— Start of SUPPLIED RECORDS —

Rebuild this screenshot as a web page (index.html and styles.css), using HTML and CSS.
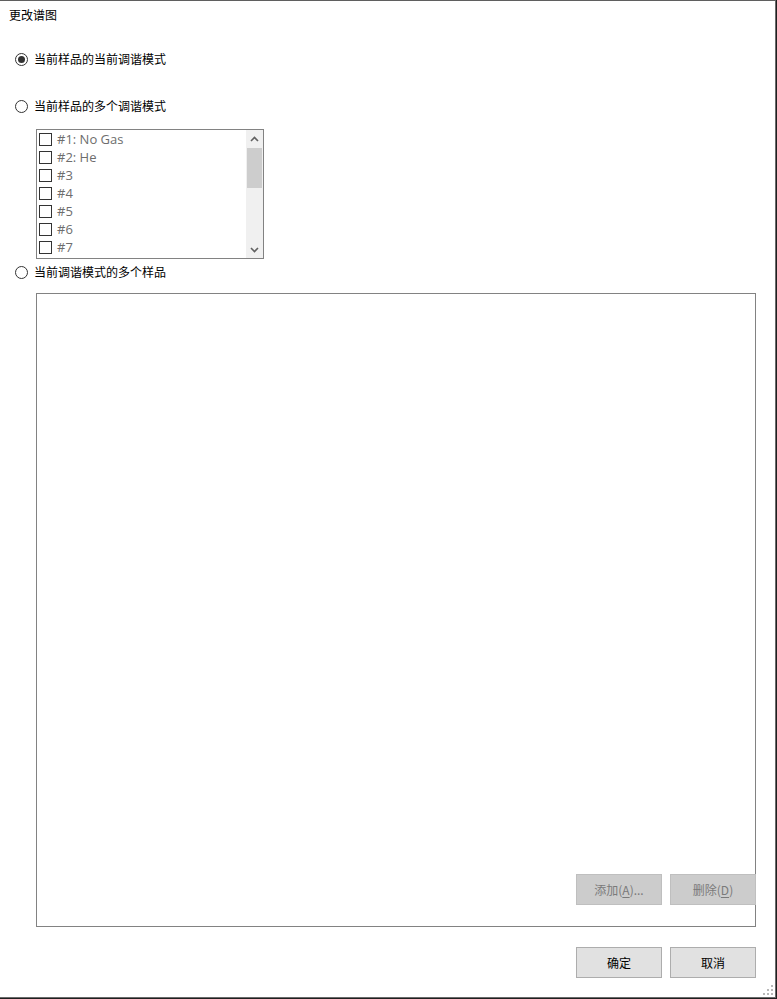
FILE: index.html
```html
<!DOCTYPE html>
<html lang="zh-CN">
<head>
<meta charset="utf-8">
<title>更改谱图</title>
<link rel="stylesheet" href="styles.css">
</head>
<body>
<div class="window">
  <div class="title">更改谱图</div>

  <label class="radio-row row1"><span class="radio checked"></span><span>当前样品的当前调谐模式</span></label>
  <label class="radio-row row2"><span class="radio"></span><span>当前样品的多个调谐模式</span></label>

  <div class="listbox">
    <div class="items">
      <div class="item"><span class="check"></span><span>#1: No Gas</span></div>
      <div class="item"><span class="check"></span><span>#2: He</span></div>
      <div class="item"><span class="check"></span><span>#3</span></div>
      <div class="item"><span class="check"></span><span>#4</span></div>
      <div class="item"><span class="check"></span><span>#5</span></div>
      <div class="item"><span class="check"></span><span>#6</span></div>
      <div class="item"><span class="check"></span><span>#7</span></div>
    </div>
    <div class="scrollbar">
      <div class="arrow"><svg width="9" height="6" viewBox="0 0 9 6"><path d="M1 5 L4.5 1.5 L8 5" fill="none" stroke="#606060" stroke-width="1.6"/></svg></div>
      <div class="thumb"></div>
      <div class="track"></div>
      <div class="arrow"><svg width="9" height="6" viewBox="0 0 9 6"><path d="M1 1 L4.5 4.5 L8 1" fill="none" stroke="#606060" stroke-width="1.6"/></svg></div>
    </div>
  </div>

  <label class="radio-row row3"><span class="radio"></span><span>当前调谐模式的多个样品</span></label>

  <div class="panel">
    <div class="btns">
      <button class="btn disabled">添加(<u>A</u>)...</button>
      <button class="btn disabled">删除(<u>D</u>)</button>
    </div>
  </div>

  <div class="footer">
    <button class="btn">确定</button>
    <button class="btn">取消</button>
  </div>

  <svg class="grip" width="12" height="12" viewBox="0 0 12 12">
    <rect x="9" y="1" width="2" height="2" fill="#b8b8b8"/>
    <rect x="5" y="5" width="2" height="2" fill="#b8b8b8"/>
    <rect x="9" y="5" width="2" height="2" fill="#b8b8b8"/>
    <rect x="1" y="9" width="2" height="2" fill="#b8b8b8"/>
    <rect x="5" y="9" width="2" height="2" fill="#b8b8b8"/>
    <rect x="9" y="9" width="2" height="2" fill="#b8b8b8"/>
  </svg>
</div>
</body>
</html>
```

FILE: styles.css
```css
* { box-sizing: border-box; }
html, body {
  margin: 0;
  padding: 0;
  background: #1f1f1f;
}
body {
  width: 777px;
  height: 999px;
  overflow: hidden;
  font-family: "Noto Sans CJK SC", "Noto Sans", sans-serif;
  font-size: 12px;
  color: #000;
}
.window {
  position: relative;
  width: 776px;
  height: 998px;
  background: #fff;
  border-top: 1px solid #5f5f5f;
  border-right: 1px solid #6a6a6a;
  border-bottom: 1px solid #6a6a6a;
  display: flex;
  flex-direction: column;
  align-items: flex-start;
}
.title {
  padding: 5px 0 0 9px;
  line-height: 18px;
  height: 23px;
}
.radio-row {
  display: flex;
  align-items: center;
  gap: 6px;
  height: 18px;
  line-height: 18px;
  margin-left: 15px;
}
.row1 { margin-top: 26px; }
.row2 { margin-top: 29px; }
.row3 { margin-top: 4px; }
.radio {
  width: 13px;
  height: 13px;
  border: 1px solid #333;
  border-radius: 50%;
  display: flex;
  align-items: center;
  justify-content: center;
  background: #fff;
}
.radio.checked::after {
  content: "";
  width: 7px;
  height: 7px;
  border-radius: 50%;
  background: #333;
}
.listbox {
  margin: 14px 0 0 36px;
  width: 228px;
  height: 130px;
  border: 1px solid #828282;
  display: flex;
  background: #fff;
}
.items {
  flex: 1;
  padding-left: 2px;
  overflow: hidden;
}
.item {
  height: 18px;
  display: flex;
  align-items: center;
  gap: 5px;
  font-family: "Open Sans", "Noto Sans", sans-serif;
  font-size: 13px;
  color: #6d6d6d;
}
.check {
  width: 13px;
  height: 13px;
  border: 1px solid #333;
  background: #fff;
  flex: none;
}
.scrollbar {
  width: 17px;
  background: #f0f0f0;
  display: flex;
  flex-direction: column;
}
.arrow {
  height: 17px;
  display: flex;
  align-items: center;
  justify-content: center;
}
.thumb {
  height: 40px;
  margin: 1px 1px 0;
  background: #cdcdcd;
}
.track { flex: 1; }
.panel {
  margin: 12px 0 0 36px;
  width: 720px;
  height: 634px;
  border: 1px solid #828282;
  display: flex;
  align-items: flex-end;
  justify-content: flex-end;
  padding-bottom: 21px;
}
.btns, .footer {
  display: flex;
  gap: 8px;
}
.btns { margin-right: -1px; }
.footer {
  margin: 20px 0 0 576px;
}
.btn {
  width: 86px;
  height: 31px;
  border: 1px solid #adadad;
  background: #e1e1e1;
  font-family: "Noto Sans CJK SC", "Noto Sans", sans-serif;
  font-size: 12px;
  color: #000;
  padding: 0;
  margin: 0;
}
.btn.disabled {
  background: #cccccc;
  border-color: #bfbfbf;
  color: #7a7a7a;
}
.btn u { text-underline-offset: 2px; }
.grip {
  position: absolute;
  right: 1px;
  bottom: 1px;
}
```
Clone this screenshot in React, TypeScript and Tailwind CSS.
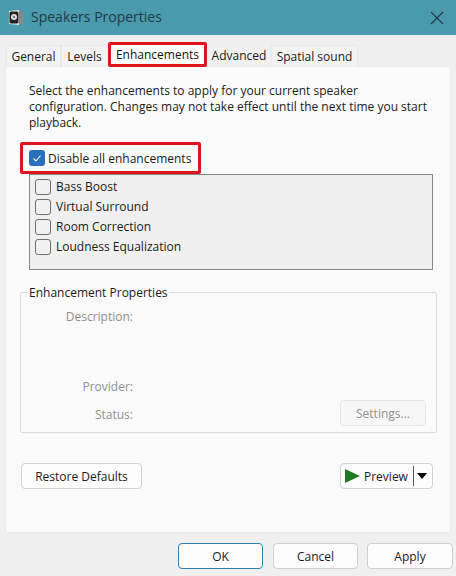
const font = { fontFamily: '"Open Sans", sans-serif' };

function Tab({ label, w }: { label: string; w: string }) {
  return (
    <div className={`${w} h-[21px] pt-[1px] flex items-center justify-center bg-[#f3f3f3] border border-b-0 border-[#e8e8e8] text-[12px] text-[#1a1a1a]`}>
      {label}
    </div>
  );
}

function Box({ label }: { label: string }) {
  return (
    <div className="flex items-center gap-[5px] h-[20px]">
      <div className="w-[16px] h-[16px] rounded-[3px] border border-[#6f6f6f] bg-[#f1f1f1]" />
      <span className="text-[12px] text-[#1a1a1a]">{label}</span>
    </div>
  );
}

function Btn({ label, w, cls = "" }: { label: string; w: string; cls?: string }) {
  return (
    <div className={`${w} h-[26px] pt-[1px] flex items-center justify-center rounded-[4px] border border-[#d0d0d0] bg-[#fdfdfd] text-[12px] text-[#1a1a1a] ${cls}`}>
      {label}
    </div>
  );
}

function Prop({ label, h }: { label: string; h: string }) {
  return (
    <div className={`${h} w-[112px] text-right text-[12px] text-[#8f8f8f]`}>{label}</div>
  );
}

export default function App() {
  return (
    <div className="w-[456px] h-[576px] flex flex-col bg-[#f0f0f0] overflow-hidden" style={font}>
      <div className="h-[35px] shrink-0 bg-[#4a9aae] flex items-center pl-[9px] pr-[12px]">
        <svg width="15" height="17" viewBox="0 0 15 17">
          <path d="M0 2 L10 1 L10 16 L0 15 Z" fill="#e8e8e8" />
          <path d="M10 1 L15 3 L15 14 L10 16 Z" fill="#7d8a8e" />
          <rect x="0.5" y="2.5" width="9" height="12" rx="1.5" fill="#222" />
          <circle cx="5" cy="8" r="3" fill="#dcdcdc" />
          <circle cx="5" cy="8" r="1" fill="#555" />
        </svg>
        <span className="ml-[7px] mb-[2px] text-[14px] text-[#1e3b45] flex-1">Speakers Properties</span>
        <svg width="14" height="14" viewBox="0 0 14 14" stroke="#1f3a44" strokeWidth="1.2" fill="none">
          <path d="M1 1 L13 13 M13 1 L1 13" />
        </svg>
      </div>
      <div className="flex-1 flex flex-col pl-[5px] pr-[5px]">
        <div className="h-[31px] flex items-end pl-[1px] shrink-0">
          <Tab label="General" w="w-[55px]" />
          <Tab label="Levels" w="w-[47px]" />
          <div className="w-[99px] h-[25px] mb-[-1px] flex items-center justify-center border-[3px] border-[#e0141c] rounded-[2px] bg-white text-[12px] text-[#111] z-10">
            Enhancements
          </div>
          <div className="w-[64px] h-[21px] pt-[1px] flex items-center justify-center text-[12px] text-[#1a1a1a]">Advanced</div>
          <Tab label="Spatial sound" w="w-[87px]" />
        </div>
        <div className="h-[467px] shrink-0 bg-[#fafafa] border border-[#ececec] pl-[23px] pt-[16px] flex flex-col">
          <p className="text-[12px] leading-[16px] text-[#1a1a1a] w-[408px]">
            Select the enhancements to apply for your current speaker configuration. Changes may not take effect until the next time you start playback.
          </p>
          <div className="mt-[11px] -ml-[9px] w-[181px] h-[32px] shrink-0 flex items-center gap-[3px] pl-[6px] border-[3px] border-[#e0141c] rounded-[2px]">
            <div className="w-[16px] h-[16px] rounded-[3px] bg-[#2a6fba] flex items-center justify-center">
              <svg width="10" height="10" viewBox="0 0 10 10" fill="none" stroke="#fff" strokeWidth="1.1">
                <path d="M1.5 5.5 L4 8 L8.5 2.5" />
              </svg>
            </div>
            <span className="pt-[1px] text-[12px] text-[#1a1a1a]">Disable all enhancements</span>
          </div>
          <div className="w-[404px] h-[96px] shrink-0 bg-[#f0f0f0] border border-[#868686] pl-[5px] pt-[2px] flex flex-col">
            <Box label="Bass Boost" />
            <Box label="Virtual Surround" />
            <Box label="Room Correction" />
            <Box label="Loudness Equalization" />
          </div>
          <div className="relative mt-[22px] -ml-[9px] w-[417px] h-[141px] shrink-0 border border-[#dcdcdc] rounded-[2px]">
            <span className="absolute -top-[9px] left-[7px] px-[1px] leading-[18px] bg-[#fafafa] text-[12px] text-[#1a1a1a]">Enhancement Properties</span>
            <div className="flex flex-col pt-[15px]">
              <Prop label="Description:" h="h-[70px]" />
              <Prop label="Provider:" h="h-[28px]" />
              <Prop label="Status:" h="h-[16px]" />
            </div>
            <div className="absolute left-[319px] bottom-[6px]">
              <Btn label="Settings..." w="w-[86px]" cls="!bg-[#f7f7f7] !border-[#e6e6e6] !text-[#8f8f8f]" />
            </div>
          </div>
          <div className="mt-[30px] -ml-[8px] w-[412px] flex justify-between">
            <Btn label="Restore Defaults" w="w-[121px]" />
            <div className="w-[93px] h-[26px] flex items-center rounded-[4px] border border-[#d0d0d0] bg-[#fdfdfd] pl-[3px]">
              <svg width="16" height="16" viewBox="0 0 16 16"><path d="M1 1 L16 8 L1 15 Z" fill="#1f7a1f" /></svg>
              <span className="ml-[4px] pt-[1px] text-[12px] text-[#1a1a1a]">Preview</span>
              <div className="ml-[5px] w-[1px] h-[20px] bg-[#555]" />
              <svg className="ml-[3px]" width="10" height="6" viewBox="0 0 10 6"><path d="M0 0 L10 0 L5 6 Z" fill="#000" /></svg>
            </div>
          </div>
        </div>
        <div className="flex-1 flex items-start justify-end gap-[9px] pt-[10px] -mr-[2px]">
          <Btn label="OK" w="w-[85px]" cls="!border-[#2f7fb0] mr-[1px]" />
          <Btn label="Cancel" w="w-[85px]" />
          <Btn label="Apply" w="w-[86px]" />
        </div>
      </div>
    </div>
  );
}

— End of SUPPLIED RECORDS —

** TASK BRIEF **
Gather and return every line that holds the string "index".

** RESPONSE TO THIS TASK **
Rebuild this screenshot as a web page (index.html and styles.css), using HTML and CSS.
FILE: index.html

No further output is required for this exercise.